• AIM OF THE EXERCISE
Count the lines in the entries below that include the word "screenshot". Give nothing but the number.

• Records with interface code
☆ ☆ ☆ ☆

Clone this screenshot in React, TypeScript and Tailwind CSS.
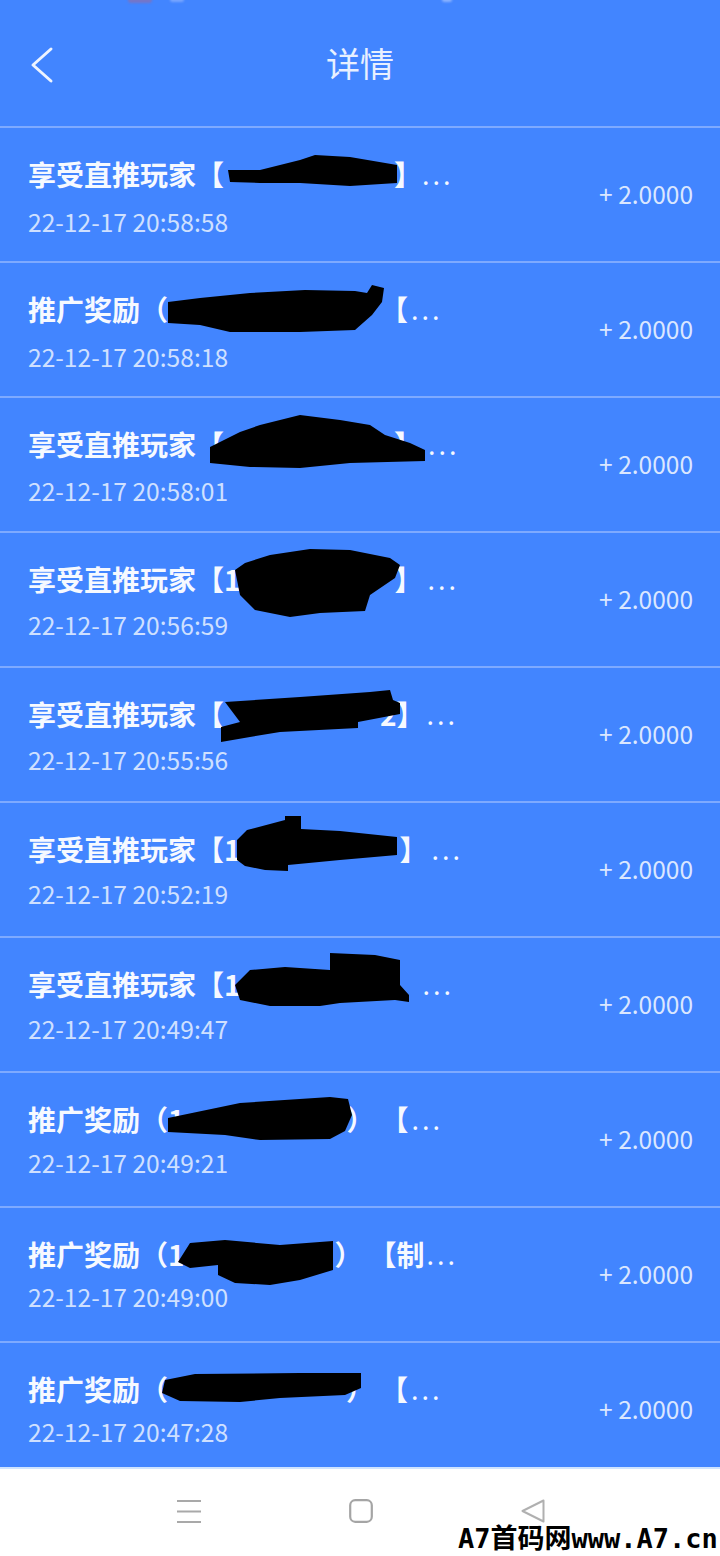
type Row = {
  prefix: string;
  gap: number;
  mid: string;
  gap2?: number;
  tail?: string;
  dotsGap: number;
  dateGap: number;
  time: string;
  blob: string;
};

const rows: Row[] = [
  { prefix: "享受直推玩家【", gap: 170, mid: "】", dotsGap: 0, dateGap: 10, time: "22-12-17 20:58:58", blob: "228,170 260,170 300,160 315,155 350,157 397,165 397,183 350,186 300,183 260,183 230,182" },
  { prefix: "推广奖励（", gap: 212, mid: "【", dotsGap: 3, dateGap: 10, time: "22-12-17 20:58:18", blob: "168,302 200,298 250,293 305,290 355,291 367,293 372,285 384,288 382,302 372,315 355,330 300,332 230,332 200,325 168,323" },
  { prefix: "享受直推玩家【", gap: 170, mid: "】", dotsGap: 6, dateGap: 9, time: "22-12-17 20:58:01", blob: "210,447 240,432 260,425 300,415 340,420 370,425 385,435 410,443 425,450 425,461 350,463 300,468 250,467 210,463" },
  { prefix: "享受直推玩家【1", gap: 154, mid: "】", dotsGap: 5, dateGap: 8, time: "22-12-17 20:56:59", blob: "235,570 245,563 270,555 310,549 350,550 390,558 400,565 395,578 370,595 365,611 320,613 290,617 255,610 240,595" },
  { prefix: "享受直推玩家【", gap: 156, mid: "2】", dotsGap: 2, dateGap: 8, time: "22-12-17 20:55:56", blob: "225,702 300,697 370,692 390,690 393,700 400,703 400,714 358,722 358,728 280,732 250,737 221,742 221,727 240,722" },
  { prefix: "享受直推玩家【1", gap: 159, mid: "】", dotsGap: 4, dateGap: 7, time: "22-12-17 20:52:19", blob: "247,830 285,820 285,816 301,816 301,829 340,831 397,837 397,855 340,860 288,865 288,871 265,870 245,866 237,860 237,840" },
  { prefix: "享受直推玩家【1", gap: 142, mid: "】", dotsGap: 12, dateGap: 7, time: "22-12-17 20:49:47", blob: "330,953 375,955 400,960 400,985 409,995 409,1002 395,1000 340,1003 320,1006 270,1006 240,1000 235,985 250,970 285,967 330,970" },
  { prefix: "推广奖励（1", gap: 162, mid: "）", gap2: 6, tail: "【", dotsGap: 3, dateGap: 6, time: "22-12-17 20:49:21", blob: "168,1118 240,1103 330,1097 348,1099 352,1115 345,1131 330,1139 260,1140 225,1135 168,1132" },
  { prefix: "推广奖励（1", gap: 150, mid: "）", gap2: 6, tail: "【制", dotsGap: 2, dateGap: 5, time: "22-12-17 20:49:00", blob: "190,1243 225,1240 280,1245 333,1241 333,1270 300,1280 270,1285 235,1283 218,1275 218,1265 190,1268 178,1262" },
  { prefix: "推广奖励（", gap: 178, mid: "）", gap2: 6, tail: "【", dotsGap: 3, dateGap: 5, time: "22-12-17 20:47:28", blob: "165,1380 195,1374 300,1373 361,1373 361,1388 345,1395 280,1398 240,1402 180,1401 162,1393" },
];

function ListRow({ row, index }: { row: Row; index: number }) {
  const top = 128 + index * 135;
  return (
    <div className="relative flex h-[135px] shrink-0 items-center justify-between border-b-2 border-[#7eaaff] pl-7 pr-[27px]">
      <div className="flex flex-col self-start pt-[26px]">
        <p className="flex h-10 items-center whitespace-nowrap text-[28px] font-bold leading-10 text-[#f6f9ff]">
          <span>{row.prefix}</span>
          <span className="inline-block shrink-0" style={{ width: row.gap }} />
          <span>{row.mid}</span>
          {row.tail && <span className="inline-block shrink-0" style={{ width: row.gap2 }} />}
          {row.tail && <span>{row.tail}</span>}
          <span className="inline-block shrink-0" style={{ width: row.dotsGap }} />
          <span className="font-['Noto_Sans',sans-serif] font-normal tracking-[3px]">...</span>
        </p>
        <p className="text-[24.6px] leading-[34px] text-[#cfe0ff]" style={{ marginTop: row.dateGap }}>
          {row.time}
        </p>
      </div>
      <span className="mb-[2px] text-[24.5px] leading-8 text-[#dbe7ff]">+ 2.0000</span>
      <svg className="pointer-events-none absolute left-0 top-0 h-[135px] w-[720px]" viewBox={`0 ${top} 720 135`}>
        <polygon points={row.blob} fill="#000" />
      </svg>
    </div>
  );
}

export default function App() {
  return (
    <div className="relative flex h-[1556px] w-[720px] flex-col overflow-hidden bg-white font-['Noto_Sans_CJK_SC','Noto_Sans',sans-serif]">
      <header className="relative flex h-[128px] shrink-0 items-center justify-center border-b-2 border-[#7eaaff] bg-[#4285ff]">
        <span className="absolute left-[128px] top-[-3px] h-[6px] w-[24px] rounded-full bg-[#8a6fb0]/70 blur-[1px]" />
        <span className="absolute left-[170px] top-[-3px] h-[5px] w-[14px] rounded-full bg-[#8fb4ff]/70 blur-[1px]" />
        <span className="absolute left-[442px] top-[-3px] h-[5px] w-[10px] rounded-full bg-[#a9c6ff]/70 blur-[1px]" />
        <svg className="absolute left-[30px] top-[46px]" width="24" height="38" viewBox="0 0 24 38" fill="none" stroke="#eef4ff" strokeWidth="3" strokeLinecap="round" strokeLinejoin="round">
          <path d="M21 3 3 19l18 16" />
        </svg>
        <h1 className="text-[34px] font-normal leading-none text-[#e8f0ff]">详情</h1>
      </header>

      <main className="flex h-[1339px] shrink-0 flex-col overflow-hidden bg-[#4285ff]">
        {rows.map((row, i) => (
          <ListRow key={row.time} row={row} index={i} />
        ))}
      </main>

      <nav className="flex flex-1 items-start justify-center gap-[148px] border-t-2 border-[#cfe4ff] bg-white pl-[2px] pt-[30px]">
        <svg width="24" height="24" viewBox="0 0 24 24" fill="none" stroke="#a9a9a9" strokeWidth="2">
          <path d="M0 2h24M0 12.5h24M0 23h24" />
        </svg>
        <svg width="24" height="24" viewBox="0 0 24 24" fill="none" stroke="#a5a5a5" strokeWidth="2.2">
          <rect x="1.2" y="1.2" width="21.6" height="21.6" rx="5" />
        </svg>
        <svg width="24" height="24" viewBox="0 0 24 24" fill="none" stroke="#b0b0b0" strokeWidth="2" strokeLinejoin="round">
          <path d="M22.5 1.5 1.5 12l21 10.500z" />
        </svg>
      </nav>

      <span className="absolute left-[458px] top-[1523px] whitespace-nowrap font-['DejaVu_Sans_Mono','Noto_Sans_CJK_SC',monospace] text-[27px] font-bold leading-8 text-black">
        A7首码网www.A7.cn
      </span>
    </div>
  );
}
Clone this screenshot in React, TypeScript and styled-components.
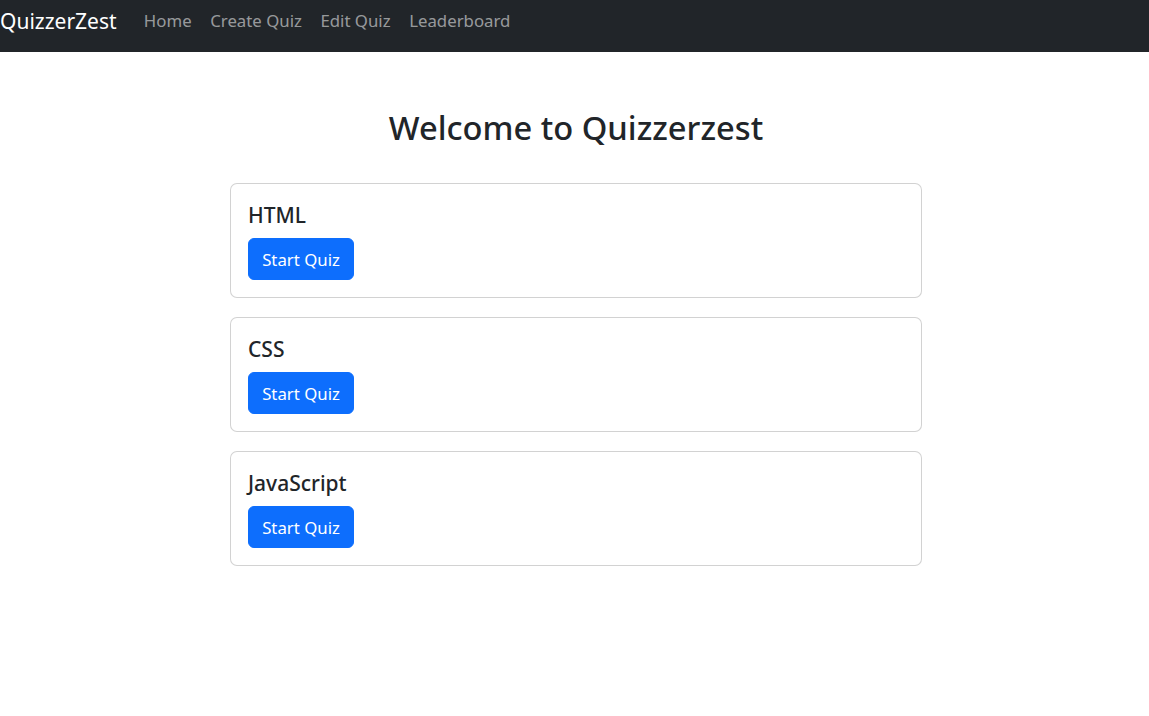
import React from "react";
import styled, { createGlobalStyle } from "styled-components";

const Global = createGlobalStyle`
  html, body { margin: 0; padding: 0; background: #fff; }
  body {
    font-family: "Segoe UI", "Noto Sans", "Open Sans", sans-serif;
    color: #212529;
    font-size: 16.8px;
    line-height: 1.5;
  }
  * { box-sizing: border-box; }
`;

const Navbar = styled.nav`
  height: 52px;
  background: #212529;
  display: flex;
  align-items: center;
  padding: 0 0 10px;
`;

const Brand = styled.a`
  color: #fff;
  font-size: 21px;
  text-decoration: none;
  margin-right: 18px;
  line-height: 1;
`;

const NavList = styled.ul`
  display: flex;
  list-style: none;
  margin: 0;
  padding: 0;
`;

const NavLink = styled.a`
  color: rgba(255, 255, 255, 0.55);
  font-size: 16.8px;
  text-decoration: none;
  padding: 0 9.3px;
  line-height: 1;
`;

const Main = styled.main`
  width: 695px;
  margin: 0 auto;
  padding: 56px 0 0 3px;
`;

const Title = styled.h1`
  text-align: center;
  font-size: 32.7px;
  font-weight: 500;
  line-height: 1.2;
  margin: 0 0 36px;
`;

const Card = styled.div`
  border: 1px solid rgba(0, 0, 0, 0.175);
  border-radius: 7px;
  padding: 19px 17px 0;
  margin-bottom: 19px;
  height: 115px;
  background: #fff;
`;

const CardTitle = styled.h5`
  font-size: 21px;
  font-weight: 500;
  line-height: 1.2;
  margin: 0 0 10px;
`;

const Button = styled.button`
  background: #0d6efd;
  color: #fff;
  border: 1px solid #0d6efd;
  border-radius: 6px;
  font-family: inherit;
  font-size: 16.8px;
  line-height: 1.5;
  padding: 6px 13px;
  height: 42px;
  width: 106px;
  cursor: pointer;
`;

const quizzes = ["HTML", "CSS", "JavaScript"];

export default function App() {
  return (
    <>
      <Global />
      <Navbar>
        <Brand href="#">QuizzerZest</Brand>
        <NavList>
          {["Home", "Create Quiz", "Edit Quiz", "Leaderboard"].map((l) => (
            <li key={l}>
              <NavLink href="#">{l}</NavLink>
            </li>
          ))}
        </NavList>
      </Navbar>
      <Main>
        <Title>Welcome to Quizzerzest</Title>
        {quizzes.map((q) => (
          <Card key={q}>
            <CardTitle>{q}</CardTitle>
            <Button>Start Quiz</Button>
          </Card>
        ))}
      </Main>
    </>
  );
}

☆ ☆ ☆ ☆

• CORRECT ANSWER
2